ARCHITECTURE MADE EASY
When you first begin to study architecture, in a naive way it seems easy, especially when you start model making. You grab a piece of corrugated cardboard, wrap it over and think that looks awesome. That was easy. I’m an architect! Then, when you begin to consider constructing the same form on a realistic scale, the simplicity all falls apart. Grant House is a homage to those university days. The design has been executed as if it was that easy. Reminiscent of a corrugated cardboard model, the roof form of Grant – though highly detailed and complex, relates back to that one simple gesture, that one corrugated sheet bent over, to make a simple extruded form.
THE ENSHROUDED HOUSE
Austin Maynard Architects are known for playful spaces. At Grant House both fun features and practical surprising elements were created. In the initial brief the owner asked for a basement. On a narrow site, stairs take up valuable floor area. A creative solution was to hide the entrance to the cellar in the floor, under the sliding island bench. Like a train carriage, the storage section of the island bench rolls along tracks to extend the bench when the cellar is not in use, or nestle beneath when access is required. The cellar is completely hidden and secret, unless you are actually using it. A perforated aluminium sheet can be used over the entrance for safety and ventilation.
At 2×4 metres the size of the cellar was dictated by economic restraint and to avoid underpinning neighbouring property.
In the old part of the house the teenagers bedroom took advantage of the high ceiling with a suspended platform bed space and a lounging net. Above the bed a hatch leads up to a secret ply-lined roof space, a whole secret room his parent will likely never visit. Exactly what a young teenager needs?
BEHIND CLOSED DOORS
Deliberately imposing, the front door of Grant House sends a certain message – if you want to come in, you have to work for it. The owners had previously experienced a break in, they were home when it happened, an incident which had helped informed the brief. Though they wanted to avoid making a fortress, they did not want a similar incident to happen again. The galvanised steel door creates safety and security but behind it lies a generous and calming garden – an embracing welcome home. The contrast between the two is stark and joyful.
THE DECK
Designing a deck typically involves drawing a square or a rectangle. At Grant House we wanted something that pulled in the edges to allow for more garden at the sides. The answer was simple, what if the facade fell down? A core design principal at Austin Maynard Architects is – if you have something to solve try and borrow from what’s already been designed. Don’t add a new idea. Here we had the shape of the house, an asymmetrical roof, lower on the neighbours side, the deck directly relates, as if a slice has been cut and fallen down. It becomes part of the whole narrative, not a seperate design problem. Like the folded corrugated cardboard, it seems so simple, yet it is a result of time and tenacity in design.
FUTURE PROOFING
Grant House has been designed to deal with a multitude of probabilities and possibilities, such as how to co-inhabit with a growing child, maximise re-sale and be generous to your neighbours. By future-proofing with design forethought, multifunctional spaces can evolve as needs change without having to demolish and rebuild.

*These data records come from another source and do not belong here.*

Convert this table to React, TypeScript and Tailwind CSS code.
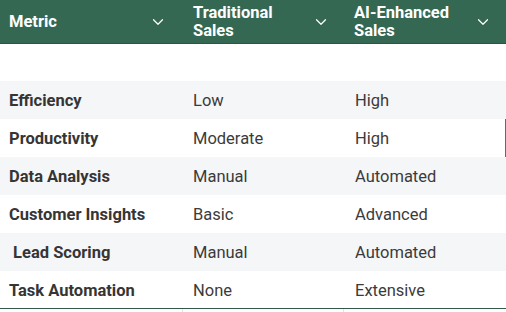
import { ChevronDown } from 'lucide-react'

interface Row {
  metric: string
  traditional: string
  ai: string
}

const ROWS: Row[] = [
  { metric: 'Efficiency', traditional: 'Low', ai: 'High' },
  { metric: 'Productivity', traditional: 'Moderate', ai: 'High' },
  { metric: 'Data Analysis', traditional: 'Manual', ai: 'Automated' },
  { metric: 'Customer Insights', traditional: 'Basic', ai: 'Advanced' },
  { metric: '\u00a0Lead Scoring', traditional: 'Manual', ai: 'Automated' },
  { metric: 'Task Automation', traditional: 'None', ai: 'Extensive' },
]

const COLS = 'grid grid-cols-[183px_161px_162px]'

function HeaderCell({ lines }: { lines: string[] }) {
  return (
    <div className="flex items-center justify-between pl-[10px] pr-[14px]">
      <div className="text-[16.5px] font-bold leading-[18px] text-white">
        {lines.map((l) => (
          <div key={l}>{l}</div>
        ))}
      </div>
      <ChevronDown size={18} strokeWidth={1.6} className="text-white" />
    </div>
  )
}

export default function App() {
  return (
    <div
      className="h-[312px] w-[506px] overflow-hidden bg-white"
      style={{ fontFamily: 'Roboto, "Liberation Sans", sans-serif' }}
    >
      <div className={`${COLS} h-[44px] border-b border-[#2b5645] bg-[#356853]`}>
        <div className="flex items-center justify-between pl-[9px] pr-[16px]">
          <span className="text-[16.5px] font-bold leading-[18px] text-white">Metric</span>
          <ChevronDown size={18} strokeWidth={1.6} className="text-white" />
        </div>
        <HeaderCell lines={['Traditional', 'Sales']} />
        <HeaderCell lines={['AI-Enhanced', 'Sales']} />
      </div>

      <div className="h-[37px]" />

      {/* 행 높이 38px, 짝수 행은 옅은 회색 */}
      {ROWS.map((row, i) => (
        <div
          key={row.metric}
          className={`${COLS} h-[38px] items-center pt-[3px] text-[16.5px] text-[#3b3b3b] ${
            i % 2 === 0 ? 'bg-[#f5f6f8]' : 'bg-white'
          } ${i === 1 ? 'border-r border-[#2f6fd6]' : ''} ${
            i === ROWS.length - 1 ? 'border-b border-[#2e5a47]' : ''
          }`}
        >
          <div className="whitespace-pre pl-[9px] font-bold text-[#353535]">{row.metric}</div>
          <div className="pl-[10px]">{row.traditional}</div>
          <div className="pl-[11px]">{row.ai}</div>
        </div>
      ))}

      <div className={`${COLS} h-[4px]`}>
        <div className="border-r border-[#e2e4e7]" />
        <div className="border-r border-[#e2e4e7]" />
        <div />
      </div>
    </div>
  )
}
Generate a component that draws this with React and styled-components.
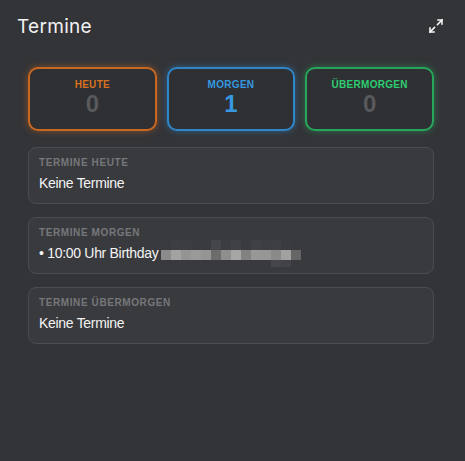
import React from "react";
import styled, { createGlobalStyle } from "styled-components";

const GlobalStyle = createGlobalStyle`
  html, body {
    margin: 0;
    padding: 0;
    background: #333438;
  }
  body {
    font-family: "Liberation Sans", Arial, sans-serif;
  }
`;

const Panel = styled.div`
  width: 465px;
  height: 461px;
  background: #333438;
  box-sizing: border-box;
  padding: 14px 20px 0 17px;
`;

const Header = styled.div`
  display: flex;
  align-items: center;
  justify-content: space-between;
  height: 24px;
`;

const Title = styled.h1`
  margin: 0;
  font-family: Inter, "Noto Sans", sans-serif;
  font-weight: 400;
  font-size: 19px;
  letter-spacing: 0.3px;
  color: #f2f2f2;
`;

const ExpandButton = styled.button`
  background: none;
  border: none;
  padding: 0;
  width: 18px;
  height: 18px;
  color: #f2f2f2;
  display: flex;
  align-items: center;
  justify-content: center;
`;

const Body = styled.div`
  padding: 29px 11px 0 11px;
  display: flex;
  flex-direction: column;
  gap: 13px;
`;

const StatRow = styled.div`
  display: grid;
  grid-template-columns: repeat(3, 1fr);
  gap: 10px;
  margin-bottom: 3px;
`;

const StatBox = styled.div`
  height: 64px;
  box-sizing: border-box;
  border: 2px solid ${(p) => p.$color};
  border-radius: 10px;
  background: #2f3033;
  box-shadow: 0 0 7px ${(p) => p.$glow};
  display: flex;
  flex-direction: column;
  align-items: center;
  padding-top: 10px;
`;

const StatLabel = styled.div`
  font-size: 10px;
  font-weight: 700;
  letter-spacing: 0.3px;
  color: ${(p) => p.$color};
`;

const StatValue = styled.div`
  font-size: 24px;
  font-weight: 700;
  line-height: 28px;
  color: ${(p) => (p.$active ? p.$color : "#58595c")};
`;

const Card = styled.div`
  height: 57px;
  box-sizing: border-box;
  background: #393a3e;
  border: 1px solid #4b4c51;
  border-radius: 8px;
  padding: 9px 10px 0 10px;
`;

const CardLabel = styled.div`
  font-size: 10px;
  font-weight: 700;
  letter-spacing: 0.6px;
  color: #76777a;
  text-transform: uppercase;
`;

const CardText = styled.div`
  margin-top: 6px;
  font-size: 14px;
  line-height: 18px;
  color: #f4f4f4;
  letter-spacing: -0.3px;
  white-space: nowrap;
`;

const Mosaic = styled.svg`
  display: inline-block;
  vertical-align: middle;
  margin: -10px 0 -10px 2px;
`;

const ExpandIcon = () => (
  <svg width="16" height="16" viewBox="0 0 16 16" fill="none" stroke="currentColor" strokeWidth="1.6" strokeLinecap="square">
    <path d="M9.5 6.5 L14 2" />
    <path d="M10 2 H14 V6" />
    <path d="M6.5 9.5 L2 14" />
    <path d="M2 10 V14 H6" />
  </svg>
);

const midRow = ["#8b8b8b", "#a3a3a3", "#949494", "#9a9a9a", "#959595", "#6c6c6c", "#8e8e8e", "#a6a6a6", "#828282", "#979797", "#969696", "#8a8a8a", "#a1a1a1", "#666666"];
const topRow = ["#3a3b3f", "#3d3e42", "#3c3d41", "#3a3b3f", "#3b3c40", "#45464a", "#3c3d41", "#404145", "#3a3b3f", "#404145", "#3c3d41", "#3e3f43", "#3a3b3f", "#393a3e"];

const Blurred = () => (
  <Mosaic width="140" height="28" viewBox="0 0 140 28">
    {topRow.map((c, i) => (
      <rect key={"t" + i} x={i * 10} y="0" width="10" height="10" fill={c} />
    ))}
    {midRow.map((c, i) => (
      <rect key={"m" + i} x={i * 10} y="10" width="10" height="10" fill={c} />
    ))}
    <rect x="110" y="20" width="10" height="7" fill="#45464a" />
    <rect x="120" y="20" width="10" height="7" fill="#424347" />
  </Mosaic>
);

const stats = [
  { label: "HEUTE", value: 0, color: "#c8671f", glow: "rgba(200,103,31,0.55)" },
  { label: "MORGEN", value: 1, color: "#2f86c8", glow: "rgba(47,134,200,0.55)" },
  { label: "ÜBERMORGEN", value: 0, color: "#27a55a", glow: "rgba(39,165,90,0.55)" },
];

const accent = { HEUTE: "#d8701f", MORGEN: "#3598e0", ÜBERMORGEN: "#2ecc71" };

export default function App() {
  return (
    <>
      <GlobalStyle />
      <Panel>
        <Header>
          <Title>Termine</Title>
          <ExpandButton>
            <ExpandIcon />
          </ExpandButton>
        </Header>
        <Body>
          <StatRow>
            {stats.map((s) => (
              <StatBox key={s.label} $color={s.color} $glow={s.glow}>
                <StatLabel $color={accent[s.label]}>{s.label}</StatLabel>
                <StatValue $active={s.value > 0} $color={accent[s.label]}>
                  {s.value}
                </StatValue>
              </StatBox>
            ))}
          </StatRow>
          <Card>
            <CardLabel>Termine heute</CardLabel>
            <CardText>Keine Termine</CardText>
          </Card>
          <Card>
            <CardLabel>Termine morgen</CardLabel>
            <CardText>
              • 10:00 Uhr Birthday
              <Blurred />
            </CardText>
          </Card>
          <Card>
            <CardLabel>Termine übermorgen</CardLabel>
            <CardText>Keine Termine</CardText>
          </Card>
        </Body>
      </Panel>
    </>
  );
}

At Grant House the owners teenage son occupies the front part of the terrace. In the future this can become a more independent space, as it has its own front door, bedroom, living and bathroom.
Upstairs the parents retreat is light-filled and open, with a bedroom at one side, a lounging area with mezzanine reading platform at the other and a bathroom ‘box’ at the centre. Divisional walls stop short of the ceiling to create volume and height which celebrate the curve of the ceiling. The open layout is dedicated parent space, not enclosed and therefore used for relaxation rather than a place to store/hide stuff. Should needs change, or to maximise resale, the retreat can easily become two bedrooms and a bathroom with the use of strategically placed partitions.

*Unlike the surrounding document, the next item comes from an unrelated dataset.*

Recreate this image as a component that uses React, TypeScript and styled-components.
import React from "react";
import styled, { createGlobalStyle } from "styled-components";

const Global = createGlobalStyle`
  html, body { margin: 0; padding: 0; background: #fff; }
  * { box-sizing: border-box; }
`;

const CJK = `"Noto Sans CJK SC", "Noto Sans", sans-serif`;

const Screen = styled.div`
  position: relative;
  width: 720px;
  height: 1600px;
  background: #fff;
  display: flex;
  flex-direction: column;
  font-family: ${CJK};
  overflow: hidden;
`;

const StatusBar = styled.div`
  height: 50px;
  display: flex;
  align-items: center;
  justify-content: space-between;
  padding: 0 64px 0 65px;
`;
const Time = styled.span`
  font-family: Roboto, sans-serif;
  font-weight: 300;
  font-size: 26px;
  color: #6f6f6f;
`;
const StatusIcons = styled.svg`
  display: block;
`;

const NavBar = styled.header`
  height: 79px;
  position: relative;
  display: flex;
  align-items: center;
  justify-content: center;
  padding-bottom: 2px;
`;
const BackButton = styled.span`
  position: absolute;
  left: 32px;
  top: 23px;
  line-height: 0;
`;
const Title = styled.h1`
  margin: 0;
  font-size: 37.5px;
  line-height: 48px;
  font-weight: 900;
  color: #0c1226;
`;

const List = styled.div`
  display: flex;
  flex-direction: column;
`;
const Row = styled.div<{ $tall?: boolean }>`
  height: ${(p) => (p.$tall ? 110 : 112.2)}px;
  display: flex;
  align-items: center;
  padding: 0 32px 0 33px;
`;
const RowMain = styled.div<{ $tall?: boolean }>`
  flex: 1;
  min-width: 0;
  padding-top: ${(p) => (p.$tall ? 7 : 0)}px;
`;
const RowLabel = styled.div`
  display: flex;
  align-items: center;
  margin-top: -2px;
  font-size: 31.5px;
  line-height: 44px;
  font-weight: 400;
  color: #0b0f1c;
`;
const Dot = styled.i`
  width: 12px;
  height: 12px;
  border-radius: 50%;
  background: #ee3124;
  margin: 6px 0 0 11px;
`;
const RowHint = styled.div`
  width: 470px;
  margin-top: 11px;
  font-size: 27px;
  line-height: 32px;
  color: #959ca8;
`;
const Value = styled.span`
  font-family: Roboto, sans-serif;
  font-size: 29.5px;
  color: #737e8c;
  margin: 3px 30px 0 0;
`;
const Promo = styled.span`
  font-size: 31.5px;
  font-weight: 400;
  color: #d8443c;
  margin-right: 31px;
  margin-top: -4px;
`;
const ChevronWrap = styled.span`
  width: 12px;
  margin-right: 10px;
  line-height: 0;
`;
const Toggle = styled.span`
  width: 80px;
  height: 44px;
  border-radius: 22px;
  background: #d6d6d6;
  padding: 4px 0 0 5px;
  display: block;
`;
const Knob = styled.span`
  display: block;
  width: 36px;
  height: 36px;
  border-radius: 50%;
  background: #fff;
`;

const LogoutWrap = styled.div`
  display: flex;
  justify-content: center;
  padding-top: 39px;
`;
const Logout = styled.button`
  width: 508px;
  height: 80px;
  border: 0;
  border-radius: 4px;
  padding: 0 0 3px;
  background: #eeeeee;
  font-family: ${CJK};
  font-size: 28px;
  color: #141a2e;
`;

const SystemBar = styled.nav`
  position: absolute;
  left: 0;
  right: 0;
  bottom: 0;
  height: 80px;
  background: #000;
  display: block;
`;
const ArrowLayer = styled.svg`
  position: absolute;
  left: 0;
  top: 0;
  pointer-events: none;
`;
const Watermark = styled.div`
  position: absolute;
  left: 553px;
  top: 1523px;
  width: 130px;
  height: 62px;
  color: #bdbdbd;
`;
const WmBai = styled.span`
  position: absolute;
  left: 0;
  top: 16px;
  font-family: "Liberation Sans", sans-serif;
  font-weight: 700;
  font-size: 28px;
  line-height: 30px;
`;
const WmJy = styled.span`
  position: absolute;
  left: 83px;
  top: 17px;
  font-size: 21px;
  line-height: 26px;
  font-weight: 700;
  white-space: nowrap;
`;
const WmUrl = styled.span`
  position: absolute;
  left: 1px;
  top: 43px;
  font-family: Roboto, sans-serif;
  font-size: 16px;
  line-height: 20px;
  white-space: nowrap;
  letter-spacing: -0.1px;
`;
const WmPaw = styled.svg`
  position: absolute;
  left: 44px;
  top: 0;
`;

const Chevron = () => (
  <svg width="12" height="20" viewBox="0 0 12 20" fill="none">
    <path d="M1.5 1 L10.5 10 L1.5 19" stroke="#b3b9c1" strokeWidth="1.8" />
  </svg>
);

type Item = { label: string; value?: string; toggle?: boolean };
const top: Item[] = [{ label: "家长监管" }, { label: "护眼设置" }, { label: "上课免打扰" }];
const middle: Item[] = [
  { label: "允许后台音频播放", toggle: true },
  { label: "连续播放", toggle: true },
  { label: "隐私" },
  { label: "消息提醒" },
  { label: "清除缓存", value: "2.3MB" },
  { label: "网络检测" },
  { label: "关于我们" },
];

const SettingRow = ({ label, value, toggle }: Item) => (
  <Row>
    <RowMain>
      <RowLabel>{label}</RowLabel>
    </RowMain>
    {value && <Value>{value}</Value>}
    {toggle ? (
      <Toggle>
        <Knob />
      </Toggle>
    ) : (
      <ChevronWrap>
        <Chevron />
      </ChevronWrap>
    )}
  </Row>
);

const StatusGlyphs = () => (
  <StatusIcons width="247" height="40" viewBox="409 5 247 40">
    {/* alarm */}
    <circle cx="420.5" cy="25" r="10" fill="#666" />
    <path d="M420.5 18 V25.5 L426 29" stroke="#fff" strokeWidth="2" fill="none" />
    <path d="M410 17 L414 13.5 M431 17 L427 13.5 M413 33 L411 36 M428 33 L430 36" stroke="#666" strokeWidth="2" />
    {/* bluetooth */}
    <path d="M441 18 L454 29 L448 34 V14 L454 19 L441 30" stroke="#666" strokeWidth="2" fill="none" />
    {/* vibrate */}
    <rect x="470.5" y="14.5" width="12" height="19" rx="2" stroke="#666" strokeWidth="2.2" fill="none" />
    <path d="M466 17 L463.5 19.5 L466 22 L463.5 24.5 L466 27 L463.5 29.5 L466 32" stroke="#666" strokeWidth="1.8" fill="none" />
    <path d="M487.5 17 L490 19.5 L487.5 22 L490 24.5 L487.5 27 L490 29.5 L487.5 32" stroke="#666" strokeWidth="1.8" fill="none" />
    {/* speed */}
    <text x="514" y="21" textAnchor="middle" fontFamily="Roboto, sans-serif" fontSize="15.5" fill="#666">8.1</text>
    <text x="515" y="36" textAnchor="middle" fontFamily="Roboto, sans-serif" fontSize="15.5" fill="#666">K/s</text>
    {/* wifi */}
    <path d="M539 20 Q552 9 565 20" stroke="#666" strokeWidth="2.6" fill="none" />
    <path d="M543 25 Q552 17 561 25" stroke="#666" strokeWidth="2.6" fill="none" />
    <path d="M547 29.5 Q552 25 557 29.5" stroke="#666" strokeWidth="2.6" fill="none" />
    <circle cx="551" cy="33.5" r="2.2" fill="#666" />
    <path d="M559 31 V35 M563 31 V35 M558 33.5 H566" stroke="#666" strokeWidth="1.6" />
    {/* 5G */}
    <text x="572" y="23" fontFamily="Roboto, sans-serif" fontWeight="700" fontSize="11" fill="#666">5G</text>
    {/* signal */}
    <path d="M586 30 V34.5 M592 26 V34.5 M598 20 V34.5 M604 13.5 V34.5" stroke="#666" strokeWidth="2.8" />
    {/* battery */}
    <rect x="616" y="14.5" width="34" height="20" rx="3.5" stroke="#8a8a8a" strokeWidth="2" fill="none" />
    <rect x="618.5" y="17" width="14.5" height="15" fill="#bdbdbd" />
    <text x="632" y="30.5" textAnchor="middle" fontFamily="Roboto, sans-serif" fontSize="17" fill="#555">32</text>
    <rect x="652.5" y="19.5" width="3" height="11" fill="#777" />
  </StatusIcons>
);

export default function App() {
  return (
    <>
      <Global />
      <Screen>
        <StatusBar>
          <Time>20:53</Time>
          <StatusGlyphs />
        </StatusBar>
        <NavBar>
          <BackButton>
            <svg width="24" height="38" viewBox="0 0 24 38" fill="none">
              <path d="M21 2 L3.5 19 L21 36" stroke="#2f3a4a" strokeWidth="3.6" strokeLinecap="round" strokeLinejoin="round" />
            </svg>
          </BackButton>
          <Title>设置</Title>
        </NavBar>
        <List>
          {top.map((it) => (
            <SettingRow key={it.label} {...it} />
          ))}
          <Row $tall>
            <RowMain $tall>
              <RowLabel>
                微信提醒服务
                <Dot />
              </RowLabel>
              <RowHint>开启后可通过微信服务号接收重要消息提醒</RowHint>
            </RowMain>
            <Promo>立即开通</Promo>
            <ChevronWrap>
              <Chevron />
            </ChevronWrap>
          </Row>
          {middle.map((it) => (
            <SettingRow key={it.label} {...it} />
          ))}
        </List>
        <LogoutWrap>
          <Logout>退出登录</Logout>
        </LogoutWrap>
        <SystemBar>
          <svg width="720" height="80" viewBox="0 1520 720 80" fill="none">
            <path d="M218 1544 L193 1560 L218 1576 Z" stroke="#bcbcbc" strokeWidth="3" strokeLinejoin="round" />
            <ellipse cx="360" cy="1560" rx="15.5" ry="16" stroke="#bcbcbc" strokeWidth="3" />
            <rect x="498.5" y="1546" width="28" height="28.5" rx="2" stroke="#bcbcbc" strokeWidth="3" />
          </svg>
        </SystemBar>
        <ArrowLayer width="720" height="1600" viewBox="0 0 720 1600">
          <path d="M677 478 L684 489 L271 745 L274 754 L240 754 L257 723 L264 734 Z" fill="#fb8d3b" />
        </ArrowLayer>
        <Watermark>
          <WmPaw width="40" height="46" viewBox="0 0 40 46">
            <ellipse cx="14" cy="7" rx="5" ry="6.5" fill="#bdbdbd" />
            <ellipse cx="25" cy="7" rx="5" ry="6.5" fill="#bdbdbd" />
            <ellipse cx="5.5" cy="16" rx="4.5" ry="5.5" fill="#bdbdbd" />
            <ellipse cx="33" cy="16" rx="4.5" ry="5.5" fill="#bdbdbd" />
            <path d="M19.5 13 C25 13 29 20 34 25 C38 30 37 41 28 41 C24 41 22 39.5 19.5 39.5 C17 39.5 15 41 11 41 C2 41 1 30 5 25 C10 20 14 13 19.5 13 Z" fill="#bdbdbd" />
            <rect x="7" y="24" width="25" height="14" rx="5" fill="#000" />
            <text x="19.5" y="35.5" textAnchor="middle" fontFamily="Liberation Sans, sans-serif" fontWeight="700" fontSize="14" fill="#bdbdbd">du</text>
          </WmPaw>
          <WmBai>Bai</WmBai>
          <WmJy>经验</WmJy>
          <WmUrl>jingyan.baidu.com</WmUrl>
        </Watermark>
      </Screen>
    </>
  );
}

The asymmetrical roof is lower on one side to avoid shading the neighbours backyard in the morning. Though it would have been simple to go straight up (as they had built on their boundary), we aimed to future proof here too. To ensure we weren’t making the clients happy at the expense of their neighbours, we thought about the possibility of reciprocal development. Having a laneway on their side too meant, they could have an internal courtyard with silver birch trees that got sunlight. We didn’t need more height, so we could make that gesture and future proof for the neighbour. It seemed like the right thing to do.
SUSTAINABILITY
Preserving and maintaining is always at the core of our projects. Sustainability is not simply about using recycled materials and maximising passive solar gains. At Grant House we have continued to consider and tackle changing needs and design spaces that have flexibility, future-proofing the use of the house without demolition and re-construction. The house can evolve in the long term rather than the heavy carbon expense of re-building. Over time the house is designed to require minimal maintenance, minimal servicing and minimal adaption.
The materials used externally in the new addition are robust and low maintenance. White cladding was selected to maximise solar reflectance, drastically reducing demands on mechanical cooling. Although the site is constrained in width, natural light and air to all spaces has been maximised. All windows are double-glazed and the thermal mass of the exposed slab is utilised in winter to store heat from the sun. Solar panels are installed on the roof of the old part of the house and a water tank harvests rainwater which is reused to flush toilets and water the garden. High performance insulation is everywhere.